Let’s see why this is the case. Observe that the clauses ${s}$ for which the above algorithm ${Fix(s)}$ is called come in two categories. Firstly, there are those ${s}$ which came from the original list ${T}$ of failed clauses. Each of these will require ${O(\log |S|)}$ bits to store – but there are only ${|T|}$ of them. Since ${|T| \leq |S|}$, the net amount of storage space required for these clauses is ${O(|S| \log |S|)}$ at most. Actually, one can just store the subset ${T}$ of ${S}$ using ${|S|}$ bits (one for each element of ${S}$, to record whether it lies in ${T}$ or not).

Of more interest is the other category of clauses ${s}$, in which ${Fix(s)}$ is called recursively from some previously invoked call ${Fix(s')}$ to the fix algorithm.

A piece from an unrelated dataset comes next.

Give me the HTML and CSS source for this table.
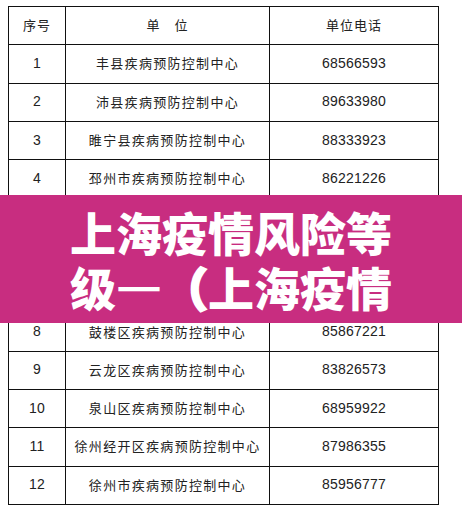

But then ${s}$ is one of the at most ${2^{k-C}}$ clauses in ${S}$ whose support intersects that of ${s'}$. Thus one can encode ${s}$ using ${s'}$ and a number between ${1}$ and ${2^{k-C}}$, representing the position of ${s}$ (with respect to some arbitrarily chosen fixed ordering of ${S}$) in the list of all clauses in ${S}$ whose supports intersect that of ${s'}$. Let us call this number the index of the call ${Fix(s)}$.

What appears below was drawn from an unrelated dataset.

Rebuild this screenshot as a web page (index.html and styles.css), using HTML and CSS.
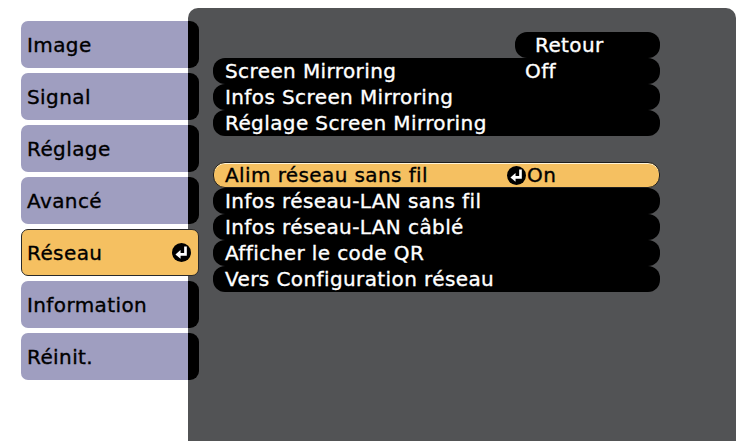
FILE: index.html
```html
<!DOCTYPE html>
<html lang="fr">
<head>
<meta charset="utf-8">
<title>Réseau</title>
<link rel="stylesheet" href="styles.css">
</head>
<body>
<div class="screen">
  <nav class="tabs">
    <div class="tab">Image</div>
    <div class="tab">Signal</div>
    <div class="tab">Réglage</div>
    <div class="tab">Avancé</div>
    <div class="tab active">Réseau
      <svg class="enter" viewBox="0 0 20 20" width="19" height="19"><circle cx="10" cy="10" r="10" fill="#000"/><path d="M14.2 3.8 V12 H8" fill="none" stroke="#fff" stroke-width="2.8"/><path d="M3.6 12 L9 7.4 L9 16.6 Z" fill="#fff"/></svg>
    </div>
    <div class="tab">Information</div>
    <div class="tab">Réinit.</div>
  </nav>
  <section class="panel">
    <div class="rows">
      <div class="row back"><span class="pill">Retour</span></div>
      <div class="row"><span class="label">Screen Mirroring</span><span class="value">Off</span></div>
      <div class="row"><span class="label">Infos Screen Mirroring</span></div>
      <div class="row"><span class="label">Réglage Screen Mirroring</span></div>
      <div class="row blank"></div>
      <div class="row selected"><span class="label">Alim réseau sans fil</span><span class="value"><svg class="enter small" viewBox="0 0 20 20" width="19" height="19"><circle cx="10" cy="10" r="10" fill="#000"/><path d="M14.2 3.8 V12 H8" fill="none" stroke="#fff" stroke-width="2.8"/><path d="M3.6 12 L9 7.4 L9 16.6 Z" fill="#fff"/></svg>On</span></div>
      <div class="row"><span class="label">Infos réseau-LAN sans fil</span></div>
      <div class="row"><span class="label">Infos réseau-LAN câblé</span></div>
      <div class="row"><span class="label">Afficher le code QR</span></div>
      <div class="row"><span class="label">Vers Configuration réseau</span></div>
    </div>
  </section>
</div>
</body>
</html>
```

FILE: styles.css
```css
html, body {
  margin: 0;
  padding: 0;
  background: #ffffff;
}

body {
  font-family: "DejaVu Sans", "Liberation Sans", sans-serif;
  font-size: 20px;
  letter-spacing: 0.4px;
  -webkit-text-stroke: 0.35px currentColor;
}

.screen {
  display: flex;
  width: 736px;
  height: 441px;
  overflow: hidden;
}

.tabs {
  flex: none;
  width: 167px;
  padding: 21px 0 0 21px;
  display: flex;
  flex-direction: column;
  gap: 5px;
  position: relative;
  z-index: 2;
}

.tab {
  box-sizing: border-box;
  height: 47px;
  background: #9f9ec0;
  border-radius: 7px 0 0 7px;
  display: flex;
  align-items: center;
  padding-left: 6px;
  color: #000;
  position: relative;
}

.tab::after {
  content: "";
  position: absolute;
  left: 100%;
  top: 0;
  width: 11px;
  height: 100%;
  background: #000;
  border-radius: 0 9px 9px 0;
}

.tab.active {
  background: #f5c061;
  border: 1px solid #2a2a2a;
  border-radius: 7px;
  margin-right: -11px;
  padding-left: 5px;
  padding-right: 7px;
}

.tab.active::after {
  display: none;
}

.tab .enter {
  margin-left: auto;
}

.panel {
  flex: 1;
  margin-top: 8px;
  background: #525355;
  border-radius: 10px 10px 0 0;
  padding: 24px 0 0 25px;
  position: relative;
  z-index: 1;
}

.rows {
  width: 447px;
  display: flex;
  flex-direction: column;
}

.row {
  box-sizing: border-box;
  height: 26px;
  background: #000;
  color: #fff;
  border-radius: 12px;
  display: flex;
  align-items: center;
  padding-left: 12px;
  white-space: nowrap;
}

.label {
  flex: none;
  width: 300px;
}

.value {
  display: flex;
  align-items: center;
}

.row.back {
  background: transparent;
  justify-content: flex-end;
  padding-left: 0;
}

.pill {
  box-sizing: border-box;
  width: 145px;
  height: 26px;
  background: #000;
  border-radius: 12px;
  padding-left: 20px;
  display: flex;
  align-items: center;
}

.row.blank {
  background: transparent;
}

.row.selected {
  background: #f5c061;
  color: #000;
  border: 1px solid #1e1e1e;
  box-shadow: inset 0 1px 0 #fff4d8;
  padding-left: 11px;
}

.enter.small {
  margin-left: -18px;
  margin-right: 1px;
}
```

Now imagine that while the Fix routine is called, a running log file (or history) ${H}$ of the routine is kept, which records ${s}$ each time one of the original ${|T|}$ calls ${Fix(s)}$ with ${s \in T}$ is invoked, and also records the index of any other call ${Fix(s)}$ made during the recursive procedure. Finally, we assume that this log file records a termination symbol whenever a ${Fix}$ routine terminates. By performing a stack trace, one sees that whenever a Fix routine is called, the clause ${s}$ that is being repaired by that routine can be deduced from an inspection of the log file ${H}$ up to that point.

As a consequence, at any intermediate stage in the process of all these fix calls, the original state ${A+R}$ of the assignment and the random string of bits can be deduced from the current state ${A'+R'}$ of these objects, plus the history ${H'}$ up to that point.

Now suppose for contradiction that ${S}$ is not satisfiable; thus the stack of fix calls can never completely terminate. We trace through this stack for ${M}$ steps, where ${M}$ is some large number to be chosen later. After these steps, the random string ${R}$ has shortened by an amount of ${Mk}$; if we set ${R}$ to initially have length ${Mk}$, then the string is now completely empty, ${R' = \emptyset}$. On the other hand, the history ${H'}$ has size at most ${O(|S|) + M(k-C+O(1))}$, since it takes ${|S|}$ bits to store the initial clauses in ${T}$, ${O(|S|)+O(M)}$ bits to record all the instances when Step 1 occurs, and every subsequent call to Fix generates a ${k-C}$-bit number, plus possibly a termination symbol of size ${O(1)}$. Thus we have a lossless compression algorithm ${A+R \mapsto A'+H'}$ from ${n+Mk}$ completely random bits to ${n+O(|S|) + M(k-C+O(1))}$ bits (recall that ${A}$ and ${R}$ were chosen randomly, and independently of each other). But since ${n+Mk}$ random bits cannot be compressed losslessly into any smaller space, we have the entropy bound

$\displaystyle n+O(|S|) + M(k-C+O(1)) \geq n+Mk \ \ \ \ \ (1)$

which leads to a contradiction if ${M}$ is large enough (and if ${C}$ is larger than an absolute constant). This proves Theorem 1.

Remark 1 Observe that the above argument in fact gives an explicit bound on ${M}$, and with a small bit of additional effort, it can be converted into a probabilistic algorithm that (with high probability) computes a satisfying assignment for ${S}$ in time polynomial in ${|S|}$ and ${n}$.

Remark 2 One can replace the usage of randomness and Shannon entropy in the above argument with Kolmogorov complexity instead; thus, one sets ${A+R}$ to be a string of ${n+Mk}$ bits which cannot be computed by any algorithm of length ${n+O(|S| \log |S|) + M(k-C+O(1))}$, the existence of which is guaranteed as soon as (1) is violated; the proof now becomes deterministic, except of course for the problem of building the high-complexity string, which by their definition can only be constructed quickly by probabilistic methods. This is the approach taken by Fortnow.